=== Records for this task ===

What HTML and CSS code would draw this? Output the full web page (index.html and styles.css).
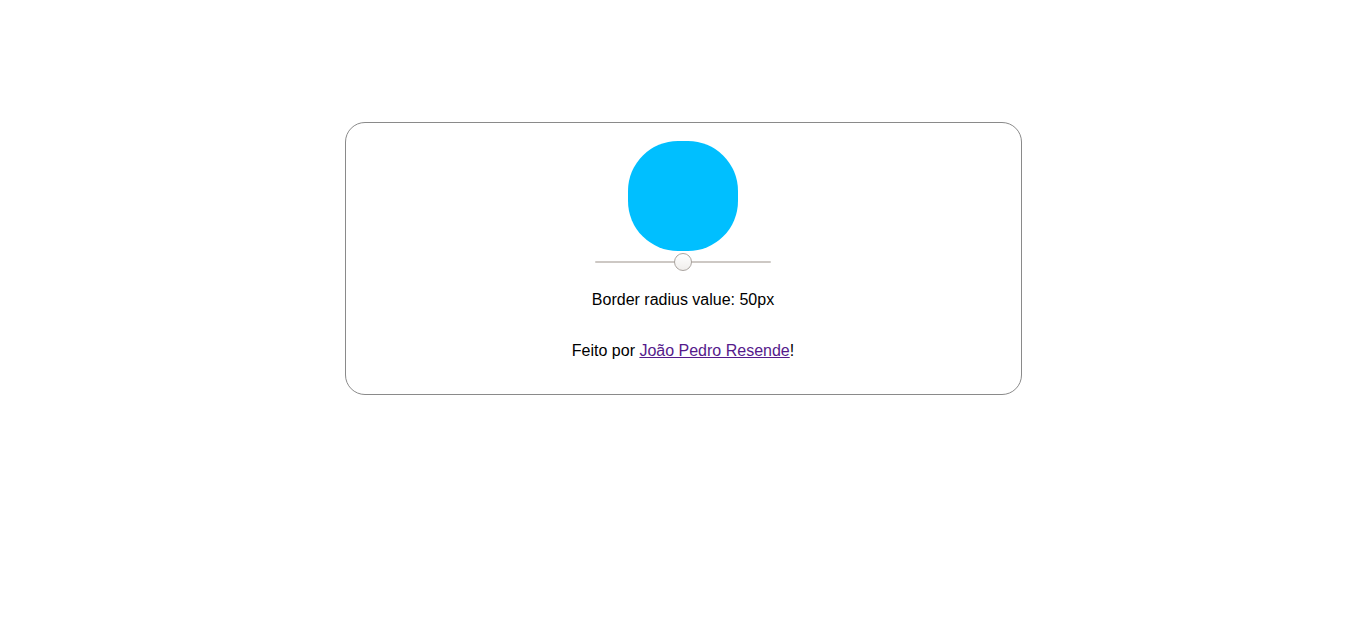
FILE: index.html
```html
<!DOCTYPE html>
<html lang="pt">
<head>
<meta charset="utf-8">
<title>Border radius</title>
<link rel="stylesheet" href="styles.css">
</head>
<body>
<main class="card">
  <div class="box"></div>
  <input class="slider" type="range" min="0" max="100" value="50">
  <p class="value">Border radius value: 50px</p>
  <p class="credit">Feito por <a class="link" href="#">João Pedro Resende</a>!</p>
</main>
</body>
</html>
```
FILE: styles.css
```css
html, body {
  margin: 0;
  padding: 0;
  background: #fff;
}
body {
  font-family: "Liberation Sans", Arial, sans-serif;
  font-size: 16px;
  color: #000;
  padding-top: 122px;
}
.card {
  box-sizing: border-box;
  width: 677px;
  margin: 0 auto;
  border: 1px solid #8a8a8a;
  border-radius: 20px;
  padding: 18px 0 33px;
  display: flex;
  flex-direction: column;
  align-items: center;
}
.box {
  width: 110px;
  height: 110px;
  border-radius: 50px;
  background: #00bfff;
}
.slider {
  -webkit-appearance: none;
  appearance: none;
  width: 176px;
  height: 20px;
  margin: 1px 0 0;
  padding: 0;
  background: transparent;
}
.slider::-webkit-slider-runnable-track {
  height: 2px;
  background: #cdc8c4;
  border-radius: 1px;
}
.slider::-webkit-slider-thumb {
  -webkit-appearance: none;
  appearance: none;
  width: 18px;
  height: 18px;
  margin-top: -8px;
  border-radius: 50%;
  border: 1px solid #aaa49f;
  box-sizing: border-box;
  background: linear-gradient(#ffffff, #f0eeec);
}
.value {
  margin: 18px 0 0;
  line-height: 20px;
}
.credit {
  margin: 31px 0 0;
  line-height: 20px;
}
.link {
  color: #551a8b;
  text-decoration: underline;
}
```
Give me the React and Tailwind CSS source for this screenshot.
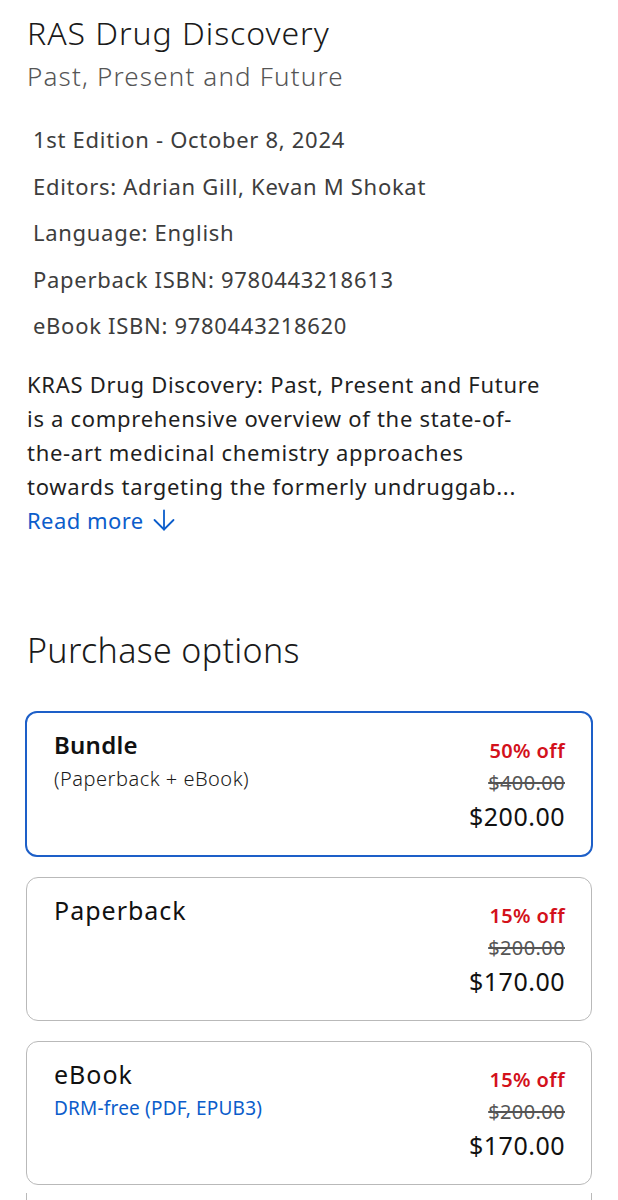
const font = { fontFamily: '"Noto Sans", "Open Sans", sans-serif' };

const info = [
  '1st Edition - October 8, 2024',
  'Editors: Adrian Gill, Kevan M Shokat',
  'Language: English',
  'Paperback ISBN: 9780443218613',
  'eBook ISBN: 9780443218620',
];

function Option({ title, bold, sub, subBlue, off, was, now, selected }) {
  return (
    <div
      className={`flex justify-between rounded-[12px] pl-[27px] pr-[26px] ${
        selected ? 'border-2 border-[#1d5fc8] h-[146px]' : 'border border-[#b9b9b9] h-[144px] mx-px'
      }`}
    >
      <div className="flex flex-col pt-[15px]">
        <div
          className={`leading-[34px] text-[#111] ${
            bold ? 'font-semibold text-[24px] tracking-[0.01em]' : 'text-[25px] tracking-[0.04em]'
          }`}
        >
          {title}
        </div>
        {sub && (
          <div
            className={`mt-[2px] text-[19px] leading-[30px] ${
              subBlue ? 'text-[#0b5dcb] tracking-[0.01em]' : 'text-[#1a1a1a] font-light text-[20px] tracking-[0.025em]'
            }`}
          >
            {sub}
          </div>
        )}
      </div>
      <div className="flex flex-col items-end pt-[22px]">
        <div className="text-[20px] leading-[32px] font-semibold text-[#d3111b] tracking-[0.02em]">{off}</div>
        <div className="text-[20px] leading-[32px] text-[#555] line-through tracking-[0.02em]">{was}</div>
        <div className="text-[25px] leading-[34px] text-[#111] tracking-[0.02em]">{now}</div>
      </div>
    </div>
  );
}

export default function App() {
  return (
    <div className="w-[618px] h-[1200px] overflow-hidden bg-white px-[25px]" style={font}>
      <h1 className="mt-[13px] pl-[2px] text-[32px] leading-[40px] font-light tracking-[0.03em] text-[#1a1a1a]">
        RAS Drug Discovery
      </h1>
      <div className="mt-[3px] pl-[2px] text-[26px] leading-[40px] font-light tracking-[0.045em] text-[#555]">
        Past, Present and Future
      </div>

      <div className="mt-[20px] pl-[8px] flex flex-col">
        {info.map((line) => (
          <div key={line} className="text-[22px] leading-[46.5px] tracking-[0.032em] text-[#3d3d3d]">
            {line}
          </div>
        ))}
      </div>

      <p className="mt-[18px] pl-[2px] text-[22px] leading-[34px] tracking-[0.032em] text-[#1f1f1f] whitespace-nowrap">
        KRAS Drug Discovery: Past, Present and Future
        <br />
        is a comprehensive overview of the state-of-
        <br />
        the-art medicinal chemistry approaches
        <br />
        towards targeting the formerly undruggab...
      </p>
      <a className="pl-[2px] flex items-center gap-[8px] text-[22px] leading-[34px] tracking-[0.02em] text-[#0b5dcb]">
        Read more
        <svg width="24" height="24" viewBox="0 0 24 24" fill="none" stroke="currentColor" strokeWidth="1.8" strokeLinecap="round" strokeLinejoin="round">
          <path d="M12 2.5v19" />
          <path d="M2.5 12l9.5 9.5 9.5-9.5" />
        </svg>
      </a>

      <h2 className="mt-[91px] pl-[2px] text-[34px] leading-[44px] font-light tracking-[0.01em] text-[#1a1a1a]">
        Purchase options
      </h2>

      <div className="mt-[39px] flex flex-col gap-[20px]">
        <Option title="Bundle" bold sub="(Paperback + eBook)" off="50% off" was="$400.00" now="$200.00" selected />
        <Option title="Paperback" off="15% off" was="$200.00" now="$170.00" />
        <Option title="eBook" sub="DRM-free (PDF, EPUB3)" subBlue off="15% off" was="$200.00" now="$170.00" />
      </div>
      <div className="mt-[8px] mx-px h-[20px] border-x border-[#b9b9b9]" />
    </div>
  );
}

===

Please write out all the data again word for word, but not the pictures.

What HTML and CSS code would draw this? Output the full web page (index.html and styles.css).
FILE: index.html
```html
<!DOCTYPE html>
<html lang="pt">
<head>
<meta charset="utf-8">
<title>Border radius</title>
<link rel="stylesheet" href="styles.css">
</head>
<body>
<main class="card">
  <div class="box"></div>
  <input class="slider" type="range" min="0" max="100" value="50">
  <p class="value">Border radius value: 50px</p>
  <p class="credit">Feito por <a class="link" href="#">João Pedro Resende</a>!</p>
</main>
</body>
</html>
```
FILE: styles.css
```css
html, body {
  margin: 0;
  padding: 0;
  background: #fff;
}
body {
  font-family: "Liberation Sans", Arial, sans-serif;
  font-size: 16px;
  color: #000;
  padding-top: 122px;
}
.card {
  box-sizing: border-box;
  width: 677px;
  margin: 0 auto;
  border: 1px solid #8a8a8a;
  border-radius: 20px;
  padding: 18px 0 33px;
  display: flex;
  flex-direction: column;
  align-items: center;
}
.box {
  width: 110px;
  height: 110px;
  border-radius: 50px;
  background: #00bfff;
}
.slider {
  -webkit-appearance: none;
  appearance: none;
  width: 176px;
  height: 20px;
  margin: 1px 0 0;
  padding: 0;
  background: transparent;
}
.slider::-webkit-slider-runnable-track {
  height: 2px;
  background: #cdc8c4;
  border-radius: 1px;
}
.slider::-webkit-slider-thumb {
  -webkit-appearance: none;
  appearance: none;
  width: 18px;
  height: 18px;
  margin-top: -8px;
  border-radius: 50%;
  border: 1px solid #aaa49f;
  box-sizing: border-box;
  background: linear-gradient(#ffffff, #f0eeec);
}
.value {
  margin: 18px 0 0;
  line-height: 20px;
}
.credit {
  margin: 31px 0 0;
  line-height: 20px;
}
.link {
  color: #551a8b;
  text-decoration: underline;
}
```
Give me the React and Tailwind CSS source for this screenshot.
const font = { fontFamily: '"Noto Sans", "Open Sans", sans-serif' };

const info = [
  '1st Edition - October 8, 2024',
  'Editors: Adrian Gill, Kevan M Shokat',
  'Language: English',
  'Paperback ISBN: 9780443218613',
  'eBook ISBN: 9780443218620',
];

function Option({ title, bold, sub, subBlue, off, was, now, selected }) {
  return (
    <div
      className={`flex justify-between rounded-[12px] pl-[27px] pr-[26px] ${
        selected ? 'border-2 border-[#1d5fc8] h-[146px]' : 'border border-[#b9b9b9] h-[144px] mx-px'
      }`}
    >
      <div className="flex flex-col pt-[15px]">
        <div
          className={`leading-[34px] text-[#111] ${
            bold ? 'font-semibold text-[24px] tracking-[0.01em]' : 'text-[25px] tracking-[0.04em]'
          }`}
        >
          {title}
        </div>
        {sub && (
          <div
            className={`mt-[2px] text-[19px] leading-[30px] ${
              subBlue ? 'text-[#0b5dcb] tracking-[0.01em]' : 'text-[#1a1a1a] font-light text-[20px] tracking-[0.025em]'
            }`}
          >
            {sub}
          </div>
        )}
      </div>
      <div className="flex flex-col items-end pt-[22px]">
        <div className="text-[20px] leading-[32px] font-semibold text-[#d3111b] tracking-[0.02em]">{off}</div>
        <div className="text-[20px] leading-[32px] text-[#555] line-through tracking-[0.02em]">{was}</div>
        <div className="text-[25px] leading-[34px] text-[#111] tracking-[0.02em]">{now}</div>
      </div>
    </div>
  );
}

export default function App() {
  return (
    <div className="w-[618px] h-[1200px] overflow-hidden bg-white px-[25px]" style={font}>
      <h1 className="mt-[13px] pl-[2px] text-[32px] leading-[40px] font-light tracking-[0.03em] text-[#1a1a1a]">
        RAS Drug Discovery
      </h1>
      <div className="mt-[3px] pl-[2px] text-[26px] leading-[40px] font-light tracking-[0.045em] text-[#555]">
        Past, Present and Future
      </div>

      <div className="mt-[20px] pl-[8px] flex flex-col">
        {info.map((line) => (
          <div key={line} className="text-[22px] leading-[46.5px] tracking-[0.032em] text-[#3d3d3d]">
            {line}
          </div>
        ))}
      </div>

      <p className="mt-[18px] pl-[2px] text-[22px] leading-[34px] tracking-[0.032em] text-[#1f1f1f] whitespace-nowrap">
        KRAS Drug Discovery: Past, Present and Future
        <br />
        is a comprehensive overview of the state-of-
        <br />
        the-art medicinal chemistry approaches
        <br />
        towards targeting the formerly undruggab...
      </p>
      <a className="pl-[2px] flex items-center gap-[8px] text-[22px] leading-[34px] tracking-[0.02em] text-[#0b5dcb]">
        Read more
        <svg width="24" height="24" viewBox="0 0 24 24" fill="none" stroke="currentColor" strokeWidth="1.8" strokeLinecap="round" strokeLinejoin="round">
          <path d="M12 2.5v19" />
          <path d="M2.5 12l9.5 9.5 9.5-9.5" />
        </svg>
      </a>

      <h2 className="mt-[91px] pl-[2px] text-[34px] leading-[44px] font-light tracking-[0.01em] text-[#1a1a1a]">
        Purchase options
      </h2>

      <div className="mt-[39px] flex flex-col gap-[20px]">
        <Option title="Bundle" bold sub="(Paperback + eBook)" off="50% off" was="$400.00" now="$200.00" selected />
        <Option title="Paperback" off="15% off" was="$200.00" now="$170.00" />
        <Option title="eBook" sub="DRM-free (PDF, EPUB3)" subBlue off="15% off" was="$200.00" now="$170.00" />
      </div>
      <div className="mt-[8px] mx-px h-[20px] border-x border-[#b9b9b9]" />
    </div>
  );
}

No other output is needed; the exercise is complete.